The opening ceremony took place on 11 June at 9.30 pm in the auditorium of the UPF Poblenou campus and was presided over by Jaume Casals, rector of Pompeu Fabra University, who opened the conference, together with Xavier Serra, director of the MTG; Miquel Àngel Essomba, commissioner for Education and Universities of the City Council, and Natalia Grzomba, representative of the ERC=Science2.

Twenty top-level researchers, who are leading renowned projects with European Research Council grants awarded by the European Commission, presented their music research projects in such diverse areas as musicology, music technology, artificial intelligence, neuroscience, and musical cognition.

The conference was articulated around seven plenary sessions that could be watched live through streaming, the main aim of which was to disseminate and discuss the projects funded by the European Commission and were given by researchers on the mornings of 11, 12 and 13 June in the Auditorium of the Poblenou campus, as well as oral and poster presentations that were displayed in the Auditorium vestibule.

One of the speakers was Xavier Serra, co-organizer of the conference, with his presentation: ”Computational models for the discovery of the world’s music” (session 2 of 11 June), given that he received an Advanced Grant from the European Research Council in 2011 for the project  CompMusic, which focuses on the creation of music analysis technologies that take music’s cultural specificities into account.

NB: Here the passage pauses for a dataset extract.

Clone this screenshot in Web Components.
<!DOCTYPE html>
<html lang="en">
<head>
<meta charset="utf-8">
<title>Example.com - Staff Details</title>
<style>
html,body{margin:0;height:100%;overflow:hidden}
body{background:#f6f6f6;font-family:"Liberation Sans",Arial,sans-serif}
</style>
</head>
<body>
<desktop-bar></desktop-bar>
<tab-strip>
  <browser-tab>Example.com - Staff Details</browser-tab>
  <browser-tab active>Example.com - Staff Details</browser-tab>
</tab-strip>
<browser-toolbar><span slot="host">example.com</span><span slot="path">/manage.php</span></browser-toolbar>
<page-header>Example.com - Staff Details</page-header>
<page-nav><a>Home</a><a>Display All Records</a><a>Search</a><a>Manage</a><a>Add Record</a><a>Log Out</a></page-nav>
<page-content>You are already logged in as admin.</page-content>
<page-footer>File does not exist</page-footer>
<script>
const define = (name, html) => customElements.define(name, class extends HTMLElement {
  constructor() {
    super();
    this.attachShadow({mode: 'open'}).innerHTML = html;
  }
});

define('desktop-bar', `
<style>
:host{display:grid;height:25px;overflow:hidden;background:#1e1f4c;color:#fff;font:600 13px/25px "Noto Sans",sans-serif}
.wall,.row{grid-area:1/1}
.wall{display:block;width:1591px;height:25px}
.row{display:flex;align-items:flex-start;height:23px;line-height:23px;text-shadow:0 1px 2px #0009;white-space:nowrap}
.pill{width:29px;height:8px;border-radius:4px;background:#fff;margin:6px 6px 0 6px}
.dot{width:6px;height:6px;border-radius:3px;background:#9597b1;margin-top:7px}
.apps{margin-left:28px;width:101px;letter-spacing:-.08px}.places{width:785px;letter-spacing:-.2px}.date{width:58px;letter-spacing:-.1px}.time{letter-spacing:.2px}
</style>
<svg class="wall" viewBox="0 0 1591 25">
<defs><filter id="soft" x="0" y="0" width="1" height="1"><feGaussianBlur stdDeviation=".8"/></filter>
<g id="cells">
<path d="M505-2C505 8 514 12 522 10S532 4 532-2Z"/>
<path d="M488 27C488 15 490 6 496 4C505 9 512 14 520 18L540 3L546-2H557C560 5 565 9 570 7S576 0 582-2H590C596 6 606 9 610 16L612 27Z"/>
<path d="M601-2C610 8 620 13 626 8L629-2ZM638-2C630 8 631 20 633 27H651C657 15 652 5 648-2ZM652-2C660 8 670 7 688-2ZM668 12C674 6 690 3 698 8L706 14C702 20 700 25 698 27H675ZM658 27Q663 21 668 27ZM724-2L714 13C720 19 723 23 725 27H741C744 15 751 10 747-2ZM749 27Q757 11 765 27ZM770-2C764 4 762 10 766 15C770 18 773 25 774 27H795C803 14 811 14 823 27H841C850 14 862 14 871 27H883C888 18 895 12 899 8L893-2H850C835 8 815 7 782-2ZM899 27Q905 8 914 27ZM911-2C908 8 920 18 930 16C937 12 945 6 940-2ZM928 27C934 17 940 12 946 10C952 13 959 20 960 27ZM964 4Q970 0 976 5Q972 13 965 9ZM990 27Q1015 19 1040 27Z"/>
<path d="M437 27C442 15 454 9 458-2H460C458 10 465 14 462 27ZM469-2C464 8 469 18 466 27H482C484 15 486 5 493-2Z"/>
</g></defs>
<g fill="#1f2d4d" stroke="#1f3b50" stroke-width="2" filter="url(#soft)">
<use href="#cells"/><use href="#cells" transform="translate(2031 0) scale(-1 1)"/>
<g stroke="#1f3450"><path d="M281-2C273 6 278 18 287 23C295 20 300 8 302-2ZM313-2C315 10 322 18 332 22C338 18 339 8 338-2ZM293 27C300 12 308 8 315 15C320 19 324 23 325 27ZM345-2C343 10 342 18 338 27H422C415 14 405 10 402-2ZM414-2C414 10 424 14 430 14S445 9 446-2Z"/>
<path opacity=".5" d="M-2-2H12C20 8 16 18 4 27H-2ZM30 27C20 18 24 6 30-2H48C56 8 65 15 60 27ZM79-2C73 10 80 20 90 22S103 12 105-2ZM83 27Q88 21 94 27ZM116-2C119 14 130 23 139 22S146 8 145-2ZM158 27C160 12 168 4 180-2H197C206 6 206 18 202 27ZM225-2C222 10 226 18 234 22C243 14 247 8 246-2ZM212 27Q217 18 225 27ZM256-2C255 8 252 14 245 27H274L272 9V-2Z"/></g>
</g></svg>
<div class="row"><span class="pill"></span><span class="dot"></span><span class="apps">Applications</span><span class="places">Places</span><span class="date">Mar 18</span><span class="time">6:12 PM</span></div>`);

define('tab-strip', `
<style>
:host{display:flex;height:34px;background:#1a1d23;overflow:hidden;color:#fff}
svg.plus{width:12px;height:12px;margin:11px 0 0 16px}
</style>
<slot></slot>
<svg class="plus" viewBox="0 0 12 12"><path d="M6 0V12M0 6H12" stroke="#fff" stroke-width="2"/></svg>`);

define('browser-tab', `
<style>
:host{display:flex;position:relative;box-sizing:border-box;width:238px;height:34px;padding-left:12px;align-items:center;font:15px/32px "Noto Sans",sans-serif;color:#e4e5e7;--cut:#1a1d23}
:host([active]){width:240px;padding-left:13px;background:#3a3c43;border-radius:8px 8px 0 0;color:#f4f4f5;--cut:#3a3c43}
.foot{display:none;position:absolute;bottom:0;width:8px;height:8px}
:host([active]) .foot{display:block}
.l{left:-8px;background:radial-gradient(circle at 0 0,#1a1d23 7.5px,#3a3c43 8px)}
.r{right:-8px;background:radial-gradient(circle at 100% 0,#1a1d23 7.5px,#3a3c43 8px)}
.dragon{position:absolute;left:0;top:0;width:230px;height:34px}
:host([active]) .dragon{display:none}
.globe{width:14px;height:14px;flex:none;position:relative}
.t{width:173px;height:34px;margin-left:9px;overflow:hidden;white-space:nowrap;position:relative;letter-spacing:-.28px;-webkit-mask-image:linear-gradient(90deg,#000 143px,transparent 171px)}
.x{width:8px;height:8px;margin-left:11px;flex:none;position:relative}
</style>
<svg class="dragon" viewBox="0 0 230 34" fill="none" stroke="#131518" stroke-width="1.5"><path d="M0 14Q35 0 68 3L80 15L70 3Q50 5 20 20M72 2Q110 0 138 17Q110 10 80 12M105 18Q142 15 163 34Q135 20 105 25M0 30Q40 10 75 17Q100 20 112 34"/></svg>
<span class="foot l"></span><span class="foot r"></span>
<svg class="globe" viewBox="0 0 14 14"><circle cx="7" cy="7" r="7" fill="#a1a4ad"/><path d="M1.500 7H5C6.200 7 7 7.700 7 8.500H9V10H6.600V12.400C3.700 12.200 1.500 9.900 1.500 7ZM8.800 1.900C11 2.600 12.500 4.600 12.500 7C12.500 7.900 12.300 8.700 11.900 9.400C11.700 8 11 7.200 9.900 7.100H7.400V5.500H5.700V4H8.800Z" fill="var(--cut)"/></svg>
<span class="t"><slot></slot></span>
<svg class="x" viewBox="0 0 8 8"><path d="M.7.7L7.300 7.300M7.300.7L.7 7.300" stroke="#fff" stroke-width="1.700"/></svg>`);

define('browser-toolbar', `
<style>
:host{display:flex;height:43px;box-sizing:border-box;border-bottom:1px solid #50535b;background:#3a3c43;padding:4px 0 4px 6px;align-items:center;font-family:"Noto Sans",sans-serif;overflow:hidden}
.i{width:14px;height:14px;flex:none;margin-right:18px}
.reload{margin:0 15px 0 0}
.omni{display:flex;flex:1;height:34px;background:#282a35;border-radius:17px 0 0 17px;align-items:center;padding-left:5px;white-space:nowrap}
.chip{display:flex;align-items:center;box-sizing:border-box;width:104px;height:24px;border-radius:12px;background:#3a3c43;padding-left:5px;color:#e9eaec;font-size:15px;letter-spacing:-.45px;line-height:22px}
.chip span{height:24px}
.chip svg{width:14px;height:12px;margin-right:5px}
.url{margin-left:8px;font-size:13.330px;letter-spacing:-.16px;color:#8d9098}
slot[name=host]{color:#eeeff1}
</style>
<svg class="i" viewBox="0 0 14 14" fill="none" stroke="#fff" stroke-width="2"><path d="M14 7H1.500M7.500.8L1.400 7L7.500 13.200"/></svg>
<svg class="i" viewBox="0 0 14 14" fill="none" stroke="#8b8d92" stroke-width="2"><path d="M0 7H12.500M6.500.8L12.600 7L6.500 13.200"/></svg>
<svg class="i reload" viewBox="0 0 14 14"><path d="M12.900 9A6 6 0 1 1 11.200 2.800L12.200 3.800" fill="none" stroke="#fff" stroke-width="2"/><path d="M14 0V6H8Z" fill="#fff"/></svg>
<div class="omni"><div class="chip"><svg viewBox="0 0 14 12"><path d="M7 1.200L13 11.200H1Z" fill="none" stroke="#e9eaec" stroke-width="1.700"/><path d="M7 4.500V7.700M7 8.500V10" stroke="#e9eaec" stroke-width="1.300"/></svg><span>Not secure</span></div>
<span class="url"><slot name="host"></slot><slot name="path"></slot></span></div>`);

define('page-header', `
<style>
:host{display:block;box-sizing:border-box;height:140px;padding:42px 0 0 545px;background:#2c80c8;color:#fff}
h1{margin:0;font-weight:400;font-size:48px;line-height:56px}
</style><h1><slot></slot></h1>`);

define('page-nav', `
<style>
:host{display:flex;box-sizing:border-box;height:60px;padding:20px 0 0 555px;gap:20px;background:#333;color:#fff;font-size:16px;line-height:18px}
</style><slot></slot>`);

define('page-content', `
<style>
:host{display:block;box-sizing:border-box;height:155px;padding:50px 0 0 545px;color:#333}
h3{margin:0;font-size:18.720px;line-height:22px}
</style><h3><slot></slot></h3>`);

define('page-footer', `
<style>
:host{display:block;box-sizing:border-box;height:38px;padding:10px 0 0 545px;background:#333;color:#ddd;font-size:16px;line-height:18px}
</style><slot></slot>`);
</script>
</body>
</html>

Thanks to these technologies he aims to break with the hegemony of the Western cultural model used in most current research and technological developments. Serra is the director of the Music Technology Group (MTG) at UPF and his research focuses on audio signal processing, music technology and computational musicology.

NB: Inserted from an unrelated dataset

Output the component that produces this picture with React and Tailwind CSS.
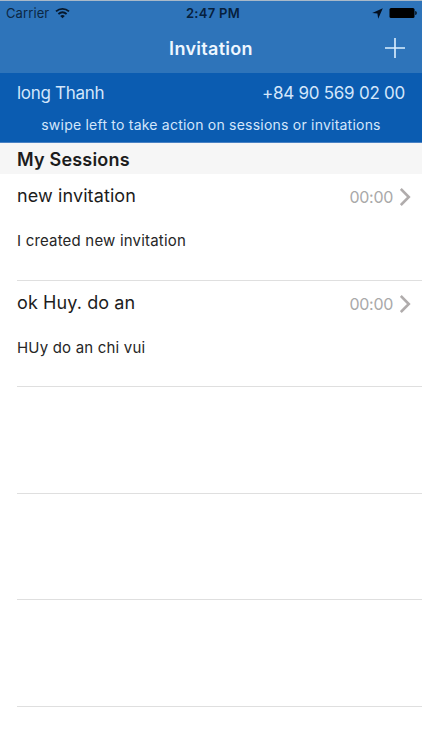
const sessions = [
  { id: 1, title: 'new invitation', message: 'I created new invitation', time: '00:00' },
  { id: 2, title: 'ok Huy. do an', message: 'HUy do an chi vui', time: '00:00' },
];

const emptyRows = [3, 4, 5];

const WifiIcon = () => (
  <svg width="15" height="12" viewBox="0 0 15 12" fill="none" stroke="#06182c" strokeWidth="1.8">
    <path d="M1 4.4C4.8 0.9 10.2 0.9 14 4.4" />
    <path d="M3.4 7C5.9 4.8 9.1 4.8 11.6 7" />
    <path d="M7.5 11.3L5.2 8.9C6.6 7.8 8.4 7.8 9.8 8.9Z" fill="#06182c" stroke="none" />
  </svg>
);

const StatusBar = () => (
  <div className="flex h-[24px] items-center justify-between pl-[6px] pr-[5px] text-[13px] leading-none text-[#0c2743]">
    <div className="flex flex-1 items-center gap-[6px]">
      <span className="tracking-[0.1px]">Carrier</span>
      <WifiIcon />
    </div>
    <span className="pl-[3px] font-semibold tracking-[0.3px] text-[#06203d]">2:47 PM</span>
    <div className="flex flex-1 items-center justify-end gap-[6px]">
      <svg width="11" height="11" viewBox="0 0 11 11" fill="#041020">
        <path d="M10.8 0.3L6.2 10.8L5.4 5.6L0.2 5Z" />
      </svg>
      <svg width="28" height="12" viewBox="0 0 28 12">
        <rect x="0.5" y="1" width="25" height="10" rx="1.5" fill="#000" />
        <path d="M26.3 4V8C27.4 7.6 27.7 6.8 27.7 6C27.7 5.2 27.4 4.4 26.3 4Z" fill="#000" />
      </svg>
    </div>
  </div>
);

const NavBar = () => (
  <div className="grid h-[48px] grid-cols-3 items-center pl-[17px] pr-[17px]">
    <span />
    <h1 className="text-center text-[18px] font-semibold leading-none tracking-[0.3px] text-[#eef7ff]">Invitation</h1>
    <button className="justify-self-end pb-[3px]" aria-label="Add">
      <svg width="20" height="20" viewBox="0 0 20 20" stroke="#dcefff" strokeWidth="1.6">
        <path d="M10 0V20M0 10H20" />
      </svg>
    </button>
  </div>
);

const SessionRow = ({ session }) => (
  <li className="h-[106.5px] pl-[17px]">
    <div className="h-full border-b border-[#dfdfdf]">
      <div className="flex items-start justify-between pr-[11px] pt-[10px]">
        <h3 className="text-[18px] leading-[24px] tracking-[0.1px] text-[#1c1c1c]">{session.title}</h3>
        <div className="flex items-center gap-[7px] pt-px text-[#a9a9a9]">
          <span className="text-[16px] leading-[24px] tracking-[-0.3px]">{session.time}</span>
          <svg width="11" height="18" viewBox="0 0 11 18" fill="none" stroke="#b0acac" strokeWidth="2.6">
            <path d="M0.8 1L8.8 9L0.8 17" />
          </svg>
        </div>
      </div>
      <p className="pt-[21px] text-[15px] leading-[22px] tracking-[0.19px] text-[#262626]">{session.message}</p>
    </div>
  </li>
);

const InvitationScreen = () => {
  return (
    <div className="h-[750px] w-[422px] overflow-hidden bg-white font-['Inter','Liberation_Sans',sans-serif]">
      <header className="h-[73px] border-t border-[#a9b9c9] bg-[#2e74ba]">
        <StatusBar />
        <NavBar />
      </header>

      <section className="h-[70px] border-b border-[#4a82c4] bg-[#0b5cb1] pl-[17px] pr-[17px] pt-[8px] text-[#d3e6fb]">
        <div className="flex justify-between text-[17px] leading-[24px] tracking-[-0.3px]">
          <span>long Thanh</span>
          <span className="tracking-[-0.25px]">+84 90 569 02 00</span>
        </div>
        <p className="whitespace-nowrap pt-[10px] text-center text-[14px] leading-[20px] tracking-[0.22px]">
          swipe left to take action on sessions or invitations
        </p>
      </section>

      <h2 className="h-[31px] bg-[#f6f6f6] pl-[17px] text-[18px] font-semibold leading-[33px] tracking-[0.2px] text-[#1c1c1c]">
        My Sessions
      </h2>

      <ul>
        {sessions.map((session) => (
          <SessionRow key={session.id} session={session} />
        ))}
        {emptyRows.map((row) => (
          <li key={row} className="h-[106.5px] pl-[17px]">
            <div className="h-full border-b border-[#dfdfdf]" />
          </li>
        ))}
      </ul>
    </div>
  );
};

export default InvitationScreen;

The event programme was notable for its cross-disciplinary, interdisciplinary and informative nature, designed to reach as broad a public as possible, domestic and international

The afternoons of 11 and 12 June were to showcase the concerts, performed within the proceedings of the conference and with the participation of PHONOS. In the first concert, Paulo de Assis, Lucia D’Errico and Juan Parra challenged the audience with the multimedia and experimental Rasch27, and Ulrich Mertin and Nermin Kaygusuz’s viola and kemençe duo played traditional Ottoman and Western contemporary music. The next concert, on 12 June, focused on the notion of gesture. The first part was devoted to the FluCoMa project by Pierre A. Tremblay, and in the second, Atau Tanaka and Michael F. Zbszynski disseminated works derived from the Meta Gesture Music project, focusing on the study of the physiology of the body in musical performance.

Finally, on 12 June at 7pm at the Conservatori Municipal music school of Barcelona a round table was held, open to the general public entitled “Living music: alternative ways in the world of research”, mainly aimed at spreading among the students of the Conservatori that musical research goes far beyond what they might imagine. There were three conferences, one of which was in led by Rafael Caro Repetto, a doctoral researcher with the MTG at UPF, “How music technology helps me understand the music of the Jingju”.

The meeting sought to become a showcase for the breadth of topics and approaches to music research that receive the support of the European Commission’s most prestigious funding programme. The programme of the European Research Music Conference included presentations, demonstrations, short communications, concerts and other parallel activities.